● DATA SECTION:
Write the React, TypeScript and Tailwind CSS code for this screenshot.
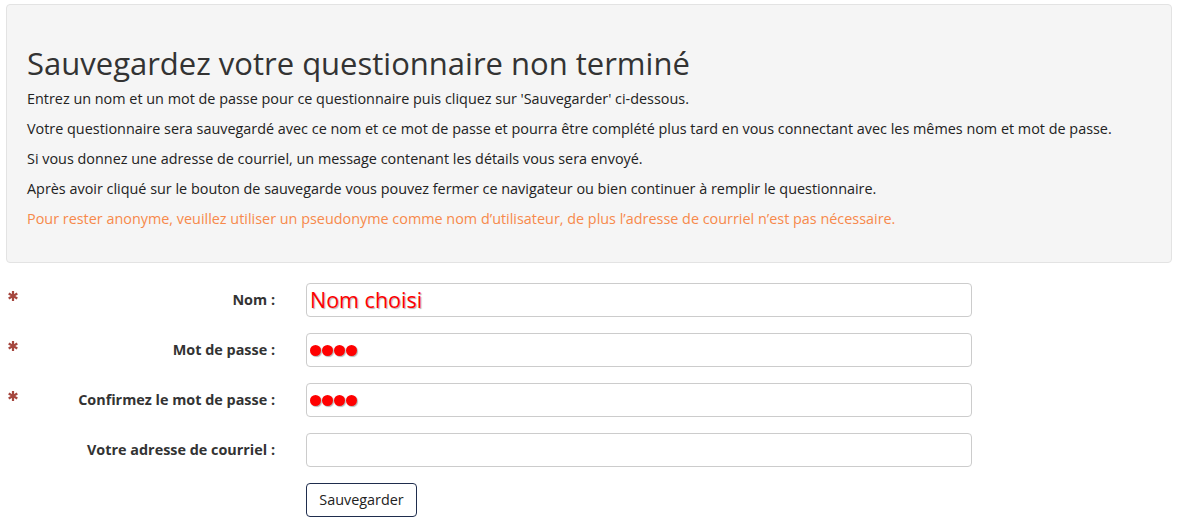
import React from 'react';

function Star() {
  return (
    <svg width="10" height="10" viewBox="0 0 10 10" className="text-[#a5473f]">
      <g stroke="currentColor" strokeWidth="2.2" strokeLinecap="butt">
        <line x1="5" y1="0" x2="5" y2="10" />
        <line x1="0.7" y1="2.5" x2="9.3" y2="7.5" />
        <line x1="0.7" y1="7.5" x2="9.3" y2="2.5" />
      </g>
    </svg>
  );
}

function Dots() {
  return (
    <div className="flex gap-[1px]">
      {[0, 1, 2, 3].map((i) => (
        <span key={i} className="block w-[11px] h-[11px] rounded-full bg-[#ff0000] shadow-[1px_1px_1px_rgba(0,0,0,0.3)]" />
      ))}
    </div>
  );
}

export default function App() {
  const rows = [
    { label: 'Nom :', required: true, value: 'Nom choisi', kind: 'text' },
    { label: 'Mot de passe :', required: true, value: '', kind: 'pwd' },
    { label: 'Confirmez le mot de passe :', required: true, value: '', kind: 'pwd' },
    { label: 'Votre adresse de courriel :', required: false, value: '', kind: 'text' },
  ];

  return (
    <div className="min-h-screen bg-white font-['Open_Sans',sans-serif] text-[#222]">
      <div className="ml-[6px] mt-[4px] w-[1166px] h-[259px] rounded border border-[#e3e3e3] bg-[#f5f5f5] px-[20px] pt-[38px]">
        <h1 className="text-[31px] leading-[40px] text-[#333] mb-[6px]">Sauvegardez votre questionnaire non terminé</h1>
        <div className="text-[14.4px] leading-[20px] space-y-[10px]">
          <p>Entrez un nom et un mot de passe pour ce questionnaire puis cliquez sur 'Sauvegarder' ci-dessous.</p>
          <p>Votre questionnaire sera sauvegardé avec ce nom et ce mot de passe et pourra être complété plus tard en vous connectant avec les mêmes nom et mot de passe.</p>
          <p>Si vous donnez une adresse de courriel, un message contenant les détails vous sera envoyé.</p>
          <p>Après avoir cliqué sur le bouton de sauvegarde vous pouvez fermer ce navigateur ou bien continuer à remplir le questionnaire.</p>
          <p className="text-[#f7894b]">Pour rester anonyme, veuillez utiliser un pseudonyme comme nom d’utilisateur, de plus l’adresse de courriel n’est pas nécessaire.</p>
        </div>
      </div>

      <div className="mt-[20px] flex flex-col gap-[16px]">
        {rows.map((r) => (
          <div key={r.label} className="flex items-center h-[34px]">
            <div className="w-[20px] pl-[8px] self-start pt-[8px]">{r.required && <Star />}</div>
            <label className="w-[255px] text-right text-[14.4px] font-bold text-[#333]">{r.label}</label>
            <div className="ml-[31px] w-[666px] h-[34px] rounded border border-[#ccc] bg-white px-[3px] flex items-center">
              {r.kind === 'text' && r.value && (
                <span className="text-[21.5px] text-[#ff0000] [text-shadow:1px_1px_1px_rgba(0,0,0,0.3)]">{r.value}</span>
              )}
              {r.kind === 'pwd' && <Dots />}
            </div>
          </div>
        ))}
        <div className="pl-[306px]">
          <button className="h-[34px] w-[111px] rounded border border-[#1f2d4d] bg-white text-[14.4px] text-[#222]">Sauvegarder</button>
        </div>
      </div>
    </div>
  );
}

● WHAT YOU NEED TO DO: Leave out all pictures, then copy the remaining material exactly.

● WORKED SOLUTION:
Write the React, TypeScript and Tailwind CSS code for this screenshot.
import React from 'react';

function Star() {
  return (
    <svg width="10" height="10" viewBox="0 0 10 10" className="text-[#a5473f]">
      <g stroke="currentColor" strokeWidth="2.2" strokeLinecap="butt">
        <line x1="5" y1="0" x2="5" y2="10" />
        <line x1="0.7" y1="2.5" x2="9.3" y2="7.5" />
        <line x1="0.7" y1="7.5" x2="9.3" y2="2.5" />
      </g>
    </svg>
  );
}

function Dots() {
  return (
    <div className="flex gap-[1px]">
      {[0, 1, 2, 3].map((i) => (
        <span key={i} className="block w-[11px] h-[11px] rounded-full bg-[#ff0000] shadow-[1px_1px_1px_rgba(0,0,0,0.3)]" />
      ))}
    </div>
  );
}

export default function App() {
  const rows = [
    { label: 'Nom :', required: true, value: 'Nom choisi', kind: 'text' },
    { label: 'Mot de passe :', required: true, value: '', kind: 'pwd' },
    { label: 'Confirmez le mot de passe :', required: true, value: '', kind: 'pwd' },
    { label: 'Votre adresse de courriel :', required: false, value: '', kind: 'text' },
  ];

  return (
    <div className="min-h-screen bg-white font-['Open_Sans',sans-serif] text-[#222]">
      <div className="ml-[6px] mt-[4px] w-[1166px] h-[259px] rounded border border-[#e3e3e3] bg-[#f5f5f5] px-[20px] pt-[38px]">
        <h1 className="text-[31px] leading-[40px] text-[#333] mb-[6px]">Sauvegardez votre questionnaire non terminé</h1>
        <div className="text-[14.4px] leading-[20px] space-y-[10px]">
          <p>Entrez un nom et un mot de passe pour ce questionnaire puis cliquez sur 'Sauvegarder' ci-dessous.</p>
          <p>Votre questionnaire sera sauvegardé avec ce nom et ce mot de passe et pourra être complété plus tard en vous connectant avec les mêmes nom et mot de passe.</p>
          <p>Si vous donnez une adresse de courriel, un message contenant les détails vous sera envoyé.</p>
          <p>Après avoir cliqué sur le bouton de sauvegarde vous pouvez fermer ce navigateur ou bien continuer à remplir le questionnaire.</p>
          <p className="text-[#f7894b]">Pour rester anonyme, veuillez utiliser un pseudonyme comme nom d’utilisateur, de plus l’adresse de courriel n’est pas nécessaire.</p>
        </div>
      </div>

      <div className="mt-[20px] flex flex-col gap-[16px]">
        {rows.map((r) => (
          <div key={r.label} className="flex items-center h-[34px]">
            <div className="w-[20px] pl-[8px] self-start pt-[8px]">{r.required && <Star />}</div>
            <label className="w-[255px] text-right text-[14.4px] font-bold text-[#333]">{r.label}</label>
            <div className="ml-[31px] w-[666px] h-[34px] rounded border border-[#ccc] bg-white px-[3px] flex items-center">
              {r.kind === 'text' && r.value && (
                <span className="text-[21.5px] text-[#ff0000] [text-shadow:1px_1px_1px_rgba(0,0,0,0.3)]">{r.value}</span>
              )}
              {r.kind === 'pwd' && <Dots />}
            </div>
          </div>
        ))}
        <div className="pl-[306px]">
          <button className="h-[34px] w-[111px] rounded border border-[#1f2d4d] bg-white text-[14.4px] text-[#222]">Sauvegarder</button>
        </div>
      </div>
    </div>
  );
}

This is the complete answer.